> [Excerpted records]
((
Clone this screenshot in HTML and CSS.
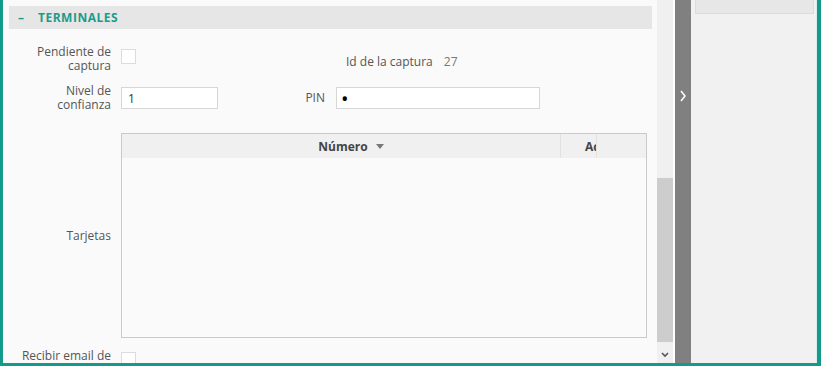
FILE: index.html
```html
<!DOCTYPE html>
<html lang="es">

<head>
	<meta charset="UTF-8">
	<meta name="viewport" content="width=device-width, initial-scale=1.0">
	<title>Terminales</title>
	<link rel="stylesheet" href="styles.css">
</head>

<body>
	<div class="frame">
		<div class="main">
			<div class="section-head"><span class="dash">–</span>TERMINALES</div>
			<div class="form">
				<div class="row row-first">
					<label class="lbl">Pendiente de<br>captura</label>
					<div class="field field-short"><input type="checkbox" class="check"></div>
					<div class="lbl lbl-second"></div>
					<div class="field field-long info"><span>Id de la captura</span><span class="val">27</span></div>
				</div>
				<div class="row row-second">
					<label class="lbl">Nivel de<br>confianza</label>
					<div class="field field-short"><input type="text" class="txt" value="1"></div>
					<label class="lbl lbl-second">PIN</label>
					<div class="field field-long"><input type="password" class="txt pin" value="x"></div>
				</div>
				<div class="row row-table">
					<label class="lbl">Tarjetas</label>
					<div class="grid">
						<div class="grid-head">
							<div class="col col-num">Número <span class="sort"></span></div>
							<div class="col col-act">Acciones</div>
							<div class="col col-rest"></div>
						</div>
						<div class="grid-body"></div>
					</div>
				</div>
				<div class="row row-last">
					<label class="lbl">Recibir email de</label>
					<div class="field field-short"><input type="checkbox" class="check"></div>
				</div>
			</div>
		</div>
		<div class="scrollbar">
			<div class="thumb"></div>
			<div class="arrow">
				<svg width="8" height="6" viewBox="0 0 8 6"><polyline points="1,1 4,4 7,1" fill="none" stroke="#555" stroke-width="1.6"/></svg>
			</div>
		</div>
		<div class="toggle">
			<svg width="8" height="12" viewBox="0 0 8 12"><polyline points="2,1 6,6 2,11" fill="none" stroke="#fff" stroke-width="1.5"/></svg>
		</div>
		<div class="side">
			<div class="side-box"></div>
		</div>
	</div>
</body>

</html>
```

FILE: styles.css
```css
body {
	margin: 0;
	padding: 0;
	font-family: "Open Sans", "Liberation Sans", sans-serif;
	font-size: 12px;
	color: #555;
	background: #fff;
}

.frame {
	display: flex;
	width: 821px;
	height: 366px;
	box-sizing: border-box;
	border-left: 3px solid #149a8b;
	border-right: 4px solid #149a8b;
	border-bottom: 3px solid #149a8b;
	overflow: hidden;
}

.main {
	width: 654px;
	background: #fafafa;
	padding-top: 6px;
	overflow: hidden;
}

.section-head {
	height: 23px;
	line-height: 23px;
	margin: 0 5px 0 6px;
	background: #e6e6e6;
	color: #1a9c8c;
	font-weight: bold;
	font-size: 12px;
	letter-spacing: 0.5px;
}

.dash {
	display: inline-block;
	width: 29px;
	padding-left: 9px;
	box-sizing: border-box;
}

.form {
	padding: 16px 0 0 8px;
}

.row {
	display: flex;
	align-items: center;
}

.lbl {
	width: 100px;
	margin-right: 10px;
	text-align: right;
	line-height: 14px;
	color: #555;
	flex-shrink: 0;
}

.lbl-second {
	margin-right: 11px;
}

.field-short {
	width: 104px;
	flex-shrink: 0;
}

.field-long {
	width: 204px;
}

.row-first {
	align-items: flex-start;
}

.row-first .check {
	margin-top: 4px;
}

.info {
	padding: 8px 0 0 10px;
	box-sizing: border-box;
	color: #555;
}

.val {
	margin-left: 11px;
	color: #777;
}

.row-second {
	margin-top: 11px;
}

.check {
	appearance: none;
	-webkit-appearance: none;
	display: block;
	width: 15px;
	height: 15px;
	margin: 0;
	border: 1px solid #dcdcdc;
	background: #fff;
}

.txt {
	display: block;
	width: 100%;
	height: 22px;
	box-sizing: border-box;
	border: 1px solid #d6d6d6;
	background: #fff;
	padding: 0 6px;
	font-family: "Open Sans", "Liberation Sans", sans-serif;
	font-size: 12px;
	color: #333;
	outline: none;
}

.pin {
	font-size: 20px;
	color: #000;
	padding-left: 4px;
}

.field-short .txt {
	width: 97px;
}

.row-table {
	margin-top: 21px;
}

.grid {
	width: 526px;
	height: 205px;
	box-sizing: border-box;
	border: 1px solid #c9c9c9;
	background: #fafafa;
}

.grid-head {
	display: flex;
	height: 24px;
	background: #f0f0f0;
	font-weight: bold;
	color: #444;
}

.col {
	display: flex;
	align-items: center;
	border-right: 1px solid #e2e2e2;
	overflow: hidden;
	white-space: nowrap;
}

.col-num {
	width: 439px;
	justify-content: center;
	padding-left: 20px;
	box-sizing: border-box;
}

.sort {
	display: inline-block;
	margin-left: 8px;
	border-left: 4px solid transparent;
	border-right: 4px solid transparent;
	border-top: 5px solid #777;
}

.col-act {
	width: 36px;
	padding-left: 24px;
	box-sizing: border-box;
}

.col-rest {
	flex: 1;
	border-right: none;
}

.row-last {
	margin-top: 11px;
	align-items: flex-start;
}

.row-last .check {
	margin-top: 3px;
}

.scrollbar {
	width: 16px;
	background: #f0f0f0;
	flex-shrink: 0;
}

.thumb {
	margin-top: 178px;
	height: 164px;
	background: #cdcdcd;
}

.arrow {
	display: flex;
	justify-content: center;
	padding-top: 10px;
}

.toggle {
	width: 16px;
	margin-left: 2px;
	background: #808080;
	display: flex;
	justify-content: center;
	padding-top: 90px;
	box-sizing: border-box;
	flex-shrink: 0;
}

.side {
	flex: 1;
	background: #f1f1f1;
	padding: 0 2px 0 4px;
	border-right: 1px solid #d6eeec;
}

.side-box {
	height: 13px;
	background: #e7e7e7;
	border: 1px solid #dcdcdc;
	border-top: none;
}
```
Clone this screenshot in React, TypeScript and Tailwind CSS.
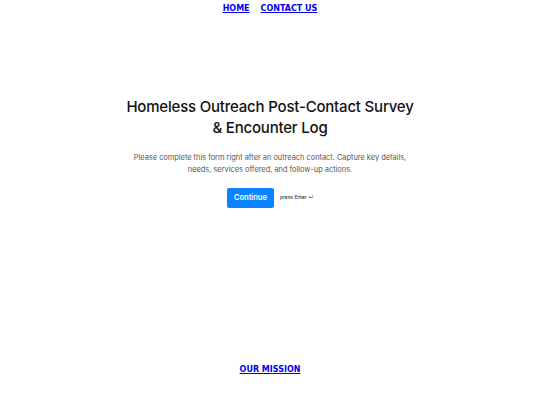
))
> [Written problem]
From the data, collect all lines where the string "this" appears.

> [Task result]
Clone this screenshot in HTML and CSS.
Clone this screenshot in React, TypeScript and Tailwind CSS.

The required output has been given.